Reliable detection is essential for enforcing academic integrity and consumer transparency, yet current tools cannot guarantee accuracy. This uncertainty forces institutions to rethink policy enforcement beyond technical checks.
The rapid adoption of large language models has turned AI‑generated prose into a mainstream commodity, from student essays to marketing copy. As organizations scramble to preserve authenticity, the demand for detection mechanisms has exploded. Yet the core challenge lies in the very nature of generative AI: its outputs mimic human nuance, making superficial cues insufficient. Stakeholders—from educators to regulators—must therefore understand that detection is not a plug‑and‑play fix, but a complex, evolving discipline that intersects technology, policy, and ethics.
Three detection paradigms dominate the landscape. Learning‑based classifiers treat the problem as a binary classification task, training on labeled corpora of human and AI text. While flexible, these models degrade when confronted with novel architectures or domains not represented in their training data, demanding continual retraining and sizable datasets. Statistical approaches probe the probability distributions of specific models, flagging unusually high likelihoods for certain token sequences; however, they rely on access to proprietary model internals, which many vendors guard closely. Watermarking offers a more deterministic route, embedding invisible markers during generation that can be verified later, but its efficacy hinges on vendor participation and is limited to texts produced with the feature enabled.

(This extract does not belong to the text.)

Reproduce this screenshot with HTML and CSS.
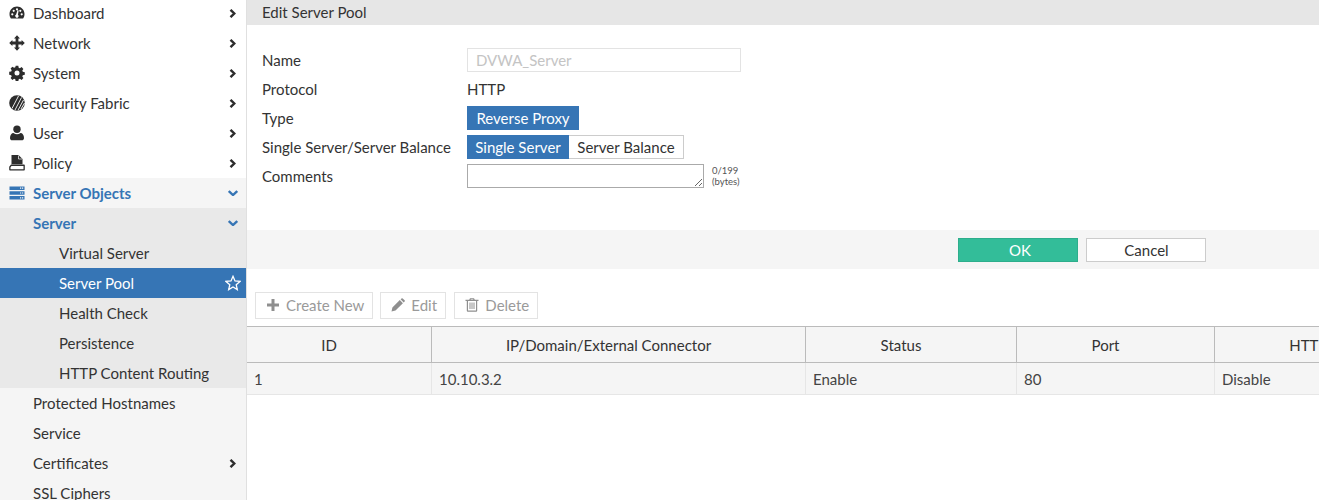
FILE: index.html
```html
<!DOCTYPE html>
<html lang="en">

<head>
    <meta charset="UTF-8">
    <title>Edit Server Pool</title>
    <link rel="stylesheet" href="styles.css">
</head>

<body>
    <nav class="sidebar">
        <ul class="nav-list">
            <li class="nav-item">
                <svg class="nav-icon" viewBox="0 0 16 16"><path fill-rule="evenodd" d="M8 1.500C3.800 1.500.5 4.800.5 9c0 1.700.5 3.200 1.400 4.500h12.200c.9-1.300 1.400-2.800 1.400-4.500 0-4.200-3.300-7.500-7.500-7.500zM8 3.200a1.100 1.100 0 1 1 0 2.200 1.100 1.100 0 0 1 0-2.200zM3.300 8.200a1.100 1.100 0 1 1 0 2.200 1.100 1.100 0 0 1 0-2.200zM12.700 8.200a1.100 1.100 0 1 1 0 2.200 1.100 1.100 0 0 1 0-2.200zM4.700 4.700a1.100 1.100 0 1 1 0 2.200 1.100 1.100 0 0 1 0-2.200zM11.300 4.700a1.100 1.100 0 1 1 0 2.200 1.100 1.100 0 0 1 0-2.200zM9.700 5.500 8.900 9.700a1.700 1.700 0 1 1-1.800-.1L8.500 5.200z"/></svg>
                <span>Dashboard</span>
                <svg class="chevron" viewBox="0 0 7 9"><path d="M1.500 .8 5.300 4.500 1.500 8.200" /></svg>
            </li>
            <li class="nav-item">
                <svg class="nav-icon" viewBox="0 0 16 16"><path d="M8 .2 11 3.400H9.400V6.600H12.600V5L15.800 8 12.600 11V9.400H9.400V12.600H11L8 15.800 5 12.600H6.600V9.400H3.400V11L.2 8 3.400 5V6.600H6.600V3.400H5z"/></svg>
                <span>Network</span>
                <svg class="chevron" viewBox="0 0 7 9"><path d="M1.500 .8 5.300 4.500 1.500 8.200" /></svg>
            </li>
            <li class="nav-item">
                <svg class="nav-icon" viewBox="0 0 16 16"><path fill-rule="evenodd" d="M6.700.7h2.600l.4 2 1.200.5 1.700-1.100 1.800 1.800-1.100 1.700.5 1.200 2 .4v2.600l-2 .4-.5 1.200 1.100 1.700-1.800 1.800-1.700-1.100-1.200.5-.4 2H6.700l-.4-2-1.200-.5-1.700 1.100-1.800-1.800 1.100-1.700-.5-1.200-2-.4V6.800l2-.4.5-1.200-1.100-1.700 1.800-1.800 1.700 1.100 1.200-.5zM8 5.500a2.500 2.500 0 1 0 0 5 2.500 2.500 0 0 0 0-5z"/></svg>
                <span>System</span>
                <svg class="chevron" viewBox="0 0 7 9"><path d="M1.500 .8 5.300 4.500 1.500 8.200" /></svg>
            </li>
            <li class="nav-item">
                <svg class="nav-icon" viewBox="0 0 16 16"><circle cx="8" cy="8" r="7.800"/><path d="M3 13.500 9.500 1M6 15 12.500 2.500M9 15.200 14.500 5M12 14 15.500 8" stroke="#fff" stroke-width=".9" fill="none"/></svg>
                <span>Security Fabric</span>
                <svg class="chevron" viewBox="0 0 7 9"><path d="M1.500 .8 5.300 4.500 1.500 8.200" /></svg>
            </li>
            <li class="nav-item">
                <svg class="nav-icon" viewBox="0 0 16 16"><circle cx="8" cy="4.300" r="3.700"/><path d="M1 13c0-3 1.500-5 3.500-5 1 .8 2.200 1.200 3.500 1.200S10.500 8.800 11.500 8c2 0 3.500 2 3.500 5 0 1.500-1 2.300-2.200 2.300H3.200C2 15.300 1 14.500 1 13z"/></svg>
                <span>User</span>
                <svg class="chevron" viewBox="0 0 7 9"><path d="M1.500 .8 5.300 4.500 1.500 8.200" /></svg>
            </li>
            <li class="nav-item">
                <svg class="nav-icon" viewBox="0 0 16 16"><path d="M2.500 0H9.500L13.500 4V9.300H2.500z"/><path d="M9.500 .5V4H13" fill="none" stroke="#fff" stroke-width=".7"/><path fill-rule="evenodd" d="M2 9.500h13a.8.8 0 0 1 .8.8v4.400a.8.800 0 0 1-.8.8H1a.8.800 0 0 1-.8-.8v-2.900zM2.500 11 1.500 12.300v1.900h13V11z"/></svg>
                <span>Policy</span>
                <svg class="chevron" viewBox="0 0 7 9"><path d="M1.500 .8 5.300 4.500 1.500 8.200" /></svg>
            </li>
            <li class="nav-item nav-open">
                <svg class="nav-icon" viewBox="0 0 16 16"><path fill-rule="evenodd" d="M.5 1.500h15v3.500H.5zM.5 6.200h15v3.600H.5zM.5 11h15v3.500H.5zM11 2.600v1.200h1.200V2.600zM13 2.600v1.200h1.200V2.600zM11 7.400v1.200h1.200V7.400zM13 7.400v1.200h1.200V7.400zM11 12.200v1.200h1.200v-1.200zM13 12.200v1.200h1.200v-1.200z"/></svg>
                <span>Server Objects</span>
                <svg class="chevron chevron-down" viewBox="0 0 10 6"><path d="M.8 1 5 5 9.200 1" /></svg>
            </li>
            <li class="nav-item sub nav-open">
                <span>Server</span>
                <svg class="chevron chevron-down" viewBox="0 0 10 6"><path d="M.8 1 5 5 9.200 1" /></svg>
            </li>
            <li class="nav-item sub deep">Virtual Server</li>
            <li class="nav-item deep active">
                <span>Server Pool</span>
                <svg class="star" viewBox="0 0 16 16"><path d="M8 1.300 10 5.900l5 .5-3.800 3.300 1.100 4.900L8 12l-4.300 2.600 1.100-4.900L1 6.400l5-.5z"/></svg>
            </li>
            <li class="nav-item sub deep">Health Check</li>
            <li class="nav-item sub deep">Persistence</li>
            <li class="nav-item sub deep">HTTP Content Routing</li>
            <li class="nav-item plain">Protected Hostnames</li>
            <li class="nav-item plain">Service</li>
            <li class="nav-item plain">
                <span>Certificates</span>
                <svg class="chevron" viewBox="0 0 7 9"><path d="M1.500 .8 5.300 4.500 1.500 8.200" /></svg>
            </li>
            <li class="nav-item plain">SSL Ciphers</li>
        </ul>
    </nav>

    <main class="content">
        <div class="page-title">Edit Server Pool</div>

        <form class="pool-form">
            <div class="form-row">
                <label>Name</label>
                <input class="name-input" type="text" value="DVWA_Server" disabled>
            </div>
            <div class="form-row">
                <label>Protocol</label>
                <span>HTTP</span>
            </div>
            <div class="form-row">
                <label>Type</label>
                <span class="toggle on toggle-proxy">Reverse Proxy</span>
            </div>
            <div class="form-row">
                <label>Single Server/Server Balance</label>
                <span class="toggle on toggle-single">Single Server</span><span class="toggle toggle-balance">Server Balance</span>
            </div>
            <div class="form-row">
                <label>Comments</label>
                <textarea class="comments"></textarea>
                <span class="counter">0/199<br>(bytes)</span>
            </div>
        </form>

        <div class="form-footer">
            <button class="btn-ok" type="button">OK</button>
            <button class="btn-cancel" type="button">Cancel</button>
        </div>

        <div class="toolbar">
            <span class="tool tool-create">
                <svg viewBox="0 0 14 14"><path d="M5.500 1h3v4.500H13v3H8.500V13h-3V8.500H1v-3h4.500z"/></svg>
                Create New
            </span>
            <span class="tool tool-edit">
                <svg viewBox="0 0 14 14"><path d="M.5 13.500l.9-4 7.400-7.400 3.100 3.100-7.400 7.400zM9.600 1.300l.9-.9a.9.9 0 0 1 1.200 0l1.900 1.900a.9.900 0 0 1 0 1.200l-.9.9z"/></svg>
                Edit
            </span>
            <span class="tool tool-delete">
                <svg viewBox="0 0 14 14"><path fill-rule="evenodd" d="M5 .3h4l.8 1.500H13.500v1.200h-1.300v9.700a1 1 0 0 1-1 1H2.800a1 1 0 0 1-1-1V3H.5V1.800h3.700zM5.600 1.800h2.800l-.3-.5H5.900zM3 3v9.500h8V3zM4.500 4.500h1v6.500h-1zM6.500 4.500h1v6.500h-1zM8.500 4.500h1v6.500h-1z"/></svg>
                Delete
            </span>
        </div>

        <div class="table-wrap">
            <table class="pool-table">
                <thead>
                    <tr>
                        <th class="col-id">ID</th>
                        <th class="col-ip">IP/Domain/External Connector</th>
                        <th class="col-status">Status</th>
                        <th class="col-port">Port</th>
                        <th class="col-http">HTTP Health Check</th>
                    </tr>
                </thead>
                <tbody>
                    <tr>
                        <td>1</td>
                        <td>10.10.3.2</td>
                        <td>Enable</td>
                        <td>80</td>
                        <td>Disable</td>
                    </tr>
                </tbody>
            </table>
        </div>
    </main>
</body>

</html>
```

FILE: styles.css
```css
/* General Body Styling */
body {
    font-family: 'Lato', sans-serif;
    font-size: 15px;
    color: #333;
    background: #fff;
    margin: 0;
    height: 500px;
    display: flex;
    overflow: hidden;
}

/* Sidebar */
.sidebar {
    width: 246px;
    flex-shrink: 0;
    height: 500px;
    overflow: hidden;
    border-right: 1px solid #e0e0e0;
    background: #f5f5f5;
}

.nav-list {
    list-style: none;
    margin: -2px 0 0;
    padding: 0;
}

.nav-item {
    height: 30px;
    display: flex;
    align-items: center;
    padding-left: 33px;
    padding-right: 10px;
    position: relative;
    background: #fff;
    color: #333;
}

.nav-icon {
    position: absolute;
    left: 9px;
    top: 7px;
    width: 16px;
    height: 16px;
    fill: #2d2d2d;
}

.chevron {
    position: absolute;
    right: 10px;
    top: 11px;
    width: 7px;
    height: 9px;
    fill: none;
    stroke: #2d2d2d;
    stroke-width: 2.4;
}

.chevron-down {
    right: 8px;
    top: 12px;
    width: 10px;
    height: 6px;
    stroke: #3675b5;
}

.nav-open {
    background: #f5f5f5;
    color: #3675b5;
    font-weight: 700;
}

.nav-open .nav-icon {
    fill: #3675b5;
}

.sub {
    background: #e9e9e9;
}

.deep {
    padding-left: 59px;
}

.plain {
    background: #f5f5f5;
}

.active {
    background: #3675b5;
    color: #fff;
}

.star {
    position: absolute;
    right: 5px;
    top: 7px;
    width: 16px;
    height: 16px;
    fill: none;
    stroke: #fff;
    stroke-width: 1.3;
}

/* Main panel */
.content {
    flex: 1;
    min-width: 0;
    display: flex;
    flex-direction: column;
}

.page-title {
    height: 25px;
    line-height: 25px;
    padding-left: 15px;
    background: #e6e6e6;
}

/* Form */
.pool-form {
    height: 205px;
    box-sizing: border-box;
    padding: 23px 0 0 15px;
}

.form-row {
    display: flex;
    align-items: center;
    height: 24px;
    margin-bottom: 5px;
}

.form-row label {
    width: 205px;
    flex-shrink: 0;
    white-space: nowrap;
}

.name-input {
    width: 274px;
    height: 24px;
    box-sizing: border-box;
    border: 1px solid #e3e3e3;
    padding: 0 8px;
    font: inherit;
    color: #c4c4c4;
    background: #fff;
}

.toggle {
    height: 24px;
    line-height: 22px;
    box-sizing: border-box;
    text-align: center;
    white-space: nowrap;
    border: 1px solid #ccc;
    border-left: none;
}

.toggle.on {
    background: #3675b5;
    border: 1px solid #3675b5;
    color: #fff;
}

.toggle-proxy {
    width: 112px;
}

.toggle-single {
    width: 102px;
}

.toggle-balance {
    width: 115px;
}

.comments {
    width: 237px;
    height: 24px;
    box-sizing: border-box;
    border: 1px solid #aaa;
    margin: 0;
    padding: 0;
}

.counter {
    margin-left: 8px;
    font-size: 9.5px;
    line-height: 11px;
    color: #555;
}

/* Footer */
.form-footer {
    height: 39px;
    display: flex;
    align-items: center;
    gap: 8px;
    padding-left: 711px;
    background: #f5f5f5;
}

.form-footer button {
    width: 120px;
    height: 24px;
    box-sizing: border-box;
    font: inherit;
    padding: 0;
}

.form-footer .btn-ok {
    background: #33bd99;
    border: 1px solid #2eae8c;
    color: #fff;
    padding-left: 4px;
}

.form-footer .btn-cancel {
    background: #fff;
    border: 1px solid #ccc;
    color: #333;
    padding-left: 1px;
}

/* Toolbar */
.toolbar {
    display: flex;
    gap: 7px;
    padding: 23px 0 7px 8px;
}

.tool {
    height: 27px;
    box-sizing: border-box;
    display: flex;
    align-items: center;
    gap: 6px;
    padding: 0 8px 2px 10px;
    border: 1px solid #e3e3e3;
    color: #9a9a9a;
}

.tool svg {
    width: 14px;
    height: 14px;
    fill: #8f8f8f;
}

.tool-edit {
    width: 66px;
}

.tool-delete {
    margin-left: 1px;
}

/* Table */
.table-wrap {
    overflow: hidden;
}

.pool-table {
    border-collapse: separate;
    border-spacing: 0;
    table-layout: fixed;
    width: 1268px;
}

.pool-table th,
.pool-table td {
    box-sizing: border-box;
    background: #f5f5f5;
}

.pool-table th {
    height: 37px;
    padding: 0 20px 0 0;
    font-weight: 400;
    border-top: 1px solid #bbb;
    border-right: 1px solid #bbb;
    border-bottom: 1px solid #bbb;
    white-space: nowrap;
}

.pool-table td {
    height: 32px;
    padding: 0 7px;
    border-right: 1px solid #e6e6e6;
    border-bottom: 1px solid #e6e6e6;
    color: #444;
}

.col-id { width: 185px; }
.col-ip { width: 374px; }
.col-status { width: 211px; }
.col-port { width: 198px; }
.col-http { width: 300px; }
```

Because detection tools are inherently reactive, an arms race is inevitable: as detectors improve, generative models adapt to evade them. This dynamic compels organizations to adopt layered strategies—combining technical checks with human expertise, clear usage policies, and education about AI literacy. Policymakers may also consider mandating watermark standards or transparency disclosures to level the playing field. In practice, the goal shifts from achieving flawless identification to managing risk, ensuring that AI‑assisted content is used responsibly and its provenance is traceable where possible.